Department is developing new concentrations for communication students


Brynn Lundy/The Lion's Roar

Communication majors will be able to choose from a new variety of concentrations starting next year. The updated concentrations are currently still under review of the curriculum committee.

The department of communication and media studies is updating the concentrations that are available for students seeking to earn a Bachelor of Arts in Communication.

Changes will go into effect next year. There will be four distinct areas from which undergraduates can choose, including Television + Multimedia Journalism, Sports Communication, Strategic Communication, and Corporate Communication + Development. Along with the concentrations, there are new courses that will be available for students to take.

Dr. James O’Connor, head of the department of communication and media studies, explained why the department decided to offer students updated options.
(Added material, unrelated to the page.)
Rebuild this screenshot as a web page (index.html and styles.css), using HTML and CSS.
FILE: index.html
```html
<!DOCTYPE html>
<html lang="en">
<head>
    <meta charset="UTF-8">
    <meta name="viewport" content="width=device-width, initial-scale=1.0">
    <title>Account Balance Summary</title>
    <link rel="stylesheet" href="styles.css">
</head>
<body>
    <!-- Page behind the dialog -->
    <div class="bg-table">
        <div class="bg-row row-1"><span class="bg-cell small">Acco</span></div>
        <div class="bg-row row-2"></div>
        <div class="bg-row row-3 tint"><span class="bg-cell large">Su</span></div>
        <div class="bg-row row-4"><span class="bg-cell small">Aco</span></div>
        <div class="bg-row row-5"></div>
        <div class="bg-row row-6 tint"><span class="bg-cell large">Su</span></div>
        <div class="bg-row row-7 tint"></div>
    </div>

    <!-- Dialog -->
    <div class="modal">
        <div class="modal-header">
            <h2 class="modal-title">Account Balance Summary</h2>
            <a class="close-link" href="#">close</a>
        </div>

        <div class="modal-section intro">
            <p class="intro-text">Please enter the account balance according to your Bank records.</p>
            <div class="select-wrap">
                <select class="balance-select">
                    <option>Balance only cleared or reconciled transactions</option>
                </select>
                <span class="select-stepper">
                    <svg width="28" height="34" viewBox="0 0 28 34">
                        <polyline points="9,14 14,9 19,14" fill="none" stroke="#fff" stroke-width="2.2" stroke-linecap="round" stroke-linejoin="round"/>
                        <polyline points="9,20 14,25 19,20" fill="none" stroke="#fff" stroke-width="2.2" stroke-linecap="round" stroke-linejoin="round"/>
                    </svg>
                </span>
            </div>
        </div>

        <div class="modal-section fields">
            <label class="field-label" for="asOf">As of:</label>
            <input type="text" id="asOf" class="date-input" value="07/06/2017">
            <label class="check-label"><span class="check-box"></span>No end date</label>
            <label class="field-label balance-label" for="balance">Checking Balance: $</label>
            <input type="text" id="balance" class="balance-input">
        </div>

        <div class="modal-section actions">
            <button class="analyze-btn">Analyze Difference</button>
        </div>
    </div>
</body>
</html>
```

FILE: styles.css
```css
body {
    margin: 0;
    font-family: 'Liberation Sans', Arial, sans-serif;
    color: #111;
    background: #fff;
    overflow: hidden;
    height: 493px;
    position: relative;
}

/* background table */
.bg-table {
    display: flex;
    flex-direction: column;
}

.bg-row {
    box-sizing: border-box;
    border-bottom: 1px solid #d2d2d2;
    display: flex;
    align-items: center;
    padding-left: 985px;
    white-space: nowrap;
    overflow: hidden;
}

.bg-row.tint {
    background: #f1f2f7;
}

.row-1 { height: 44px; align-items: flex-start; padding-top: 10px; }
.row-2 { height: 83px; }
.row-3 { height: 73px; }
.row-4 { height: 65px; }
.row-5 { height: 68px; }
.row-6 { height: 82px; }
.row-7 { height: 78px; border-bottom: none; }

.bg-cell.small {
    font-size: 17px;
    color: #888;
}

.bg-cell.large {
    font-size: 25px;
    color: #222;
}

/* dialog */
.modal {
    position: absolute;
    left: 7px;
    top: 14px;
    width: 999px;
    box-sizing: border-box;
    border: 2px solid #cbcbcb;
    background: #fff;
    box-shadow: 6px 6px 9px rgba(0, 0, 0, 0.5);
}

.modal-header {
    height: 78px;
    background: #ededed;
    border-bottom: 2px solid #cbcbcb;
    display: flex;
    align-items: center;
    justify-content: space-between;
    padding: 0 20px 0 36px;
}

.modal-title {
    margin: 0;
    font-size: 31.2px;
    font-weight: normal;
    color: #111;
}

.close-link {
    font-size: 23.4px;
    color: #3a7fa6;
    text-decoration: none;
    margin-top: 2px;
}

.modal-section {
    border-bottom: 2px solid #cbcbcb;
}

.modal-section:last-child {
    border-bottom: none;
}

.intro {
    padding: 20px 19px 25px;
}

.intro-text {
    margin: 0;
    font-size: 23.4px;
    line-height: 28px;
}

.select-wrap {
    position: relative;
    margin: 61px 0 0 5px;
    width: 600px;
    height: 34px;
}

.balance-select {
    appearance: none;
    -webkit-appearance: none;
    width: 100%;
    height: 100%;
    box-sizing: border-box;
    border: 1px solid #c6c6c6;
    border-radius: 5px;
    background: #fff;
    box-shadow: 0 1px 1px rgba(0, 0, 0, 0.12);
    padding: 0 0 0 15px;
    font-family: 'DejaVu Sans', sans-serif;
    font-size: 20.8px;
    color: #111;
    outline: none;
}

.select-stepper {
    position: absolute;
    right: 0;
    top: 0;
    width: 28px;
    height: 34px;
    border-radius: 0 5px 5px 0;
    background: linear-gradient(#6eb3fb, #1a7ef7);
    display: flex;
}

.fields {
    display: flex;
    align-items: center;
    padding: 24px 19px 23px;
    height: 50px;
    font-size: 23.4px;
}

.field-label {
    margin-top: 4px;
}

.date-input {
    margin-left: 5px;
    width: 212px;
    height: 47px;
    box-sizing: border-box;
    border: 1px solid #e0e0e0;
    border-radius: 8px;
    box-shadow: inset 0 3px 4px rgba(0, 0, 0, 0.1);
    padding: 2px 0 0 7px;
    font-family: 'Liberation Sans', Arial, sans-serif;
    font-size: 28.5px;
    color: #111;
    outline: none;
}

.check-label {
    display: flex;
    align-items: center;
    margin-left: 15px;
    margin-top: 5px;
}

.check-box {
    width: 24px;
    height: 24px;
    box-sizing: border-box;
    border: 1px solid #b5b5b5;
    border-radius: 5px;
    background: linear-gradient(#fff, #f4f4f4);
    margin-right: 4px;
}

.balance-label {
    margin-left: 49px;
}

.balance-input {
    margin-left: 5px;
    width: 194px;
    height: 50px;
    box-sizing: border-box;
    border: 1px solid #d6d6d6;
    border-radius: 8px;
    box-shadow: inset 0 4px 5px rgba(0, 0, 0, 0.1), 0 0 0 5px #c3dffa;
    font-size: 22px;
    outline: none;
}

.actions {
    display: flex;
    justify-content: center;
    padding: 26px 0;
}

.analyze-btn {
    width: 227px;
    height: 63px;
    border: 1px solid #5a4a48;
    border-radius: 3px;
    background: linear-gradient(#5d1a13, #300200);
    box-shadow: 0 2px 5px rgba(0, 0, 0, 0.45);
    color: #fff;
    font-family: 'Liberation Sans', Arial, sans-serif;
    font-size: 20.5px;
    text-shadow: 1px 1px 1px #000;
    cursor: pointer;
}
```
“There was a lot of overlap, and students were not really sure what their concentration was,” said O’Connor. “A lot of people just didn’t have one. We found that students have a specific concentration that they’re striving for, and they also want something that they feel is geared towards a profession and an occupation.”

The university curriculum committee is in the process of approving the concentrations and will then enter them into the catalogue to be available to students.
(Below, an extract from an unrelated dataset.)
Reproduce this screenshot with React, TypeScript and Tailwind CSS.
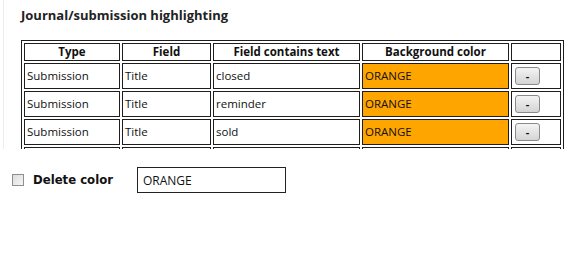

O’Connor mentioned that Television + Multimedia Journalism is a combination of traditional print journalism and television due to the increase of digitally delivered news.

“The idea is that, in this major, you’re gonna get well-rounded training and education in production of television news as well as production of digitally delivered print news – developing strong writing, technical skills, using a camera, editing, design, sound and that type of thing,” explained O’Connor.

The Sports Communication concentration is geared towards students who want to work in the sports field, whether that is at the professional or college level.

“One of the beauties of this is, we have a Division I athletic program here, and they want coverage of their teams, and we have students who want to do this type of coverage, whether it’s television or newspaper-type coverage,” said O’Connor. “We’re partnering up with the athletic department so that we have a pipeline for students to be working on different productions for them.”

The professor explained that Strategic Communication is more on the business side of the communication field.

“This major is going to be training and educating people who will be working either at media companies, or they could be working at a variety of different business, either nonprofit or profit business, where they’re trying to enhance the mediated image of that business,” explained O’Connor.

Finally, O’Connor described the Corporate Communication + Development concentration.

“This would be people that go to work at corporations, and they’re working and they’re training in development areas,” stated O’Connor. “This will be perhaps one of our smaller concentrations, but it’s kind of an outgrowth of what we’ve had existing up to now – a lot of composition and rhetoric type courses.”

O’Connor has been an instructor of communication for 15 years and was previously a print journalist.

He shared his sentiments on the changing industry and the future of the field of communication and media studies.

“Emerging media is now here today,” claimed O’Connor. “I think that there’s a lot of opportunities for people that have a creative bent, who are interested in news and what’s going on, people who like to tell stories – this is a great major for people like that.”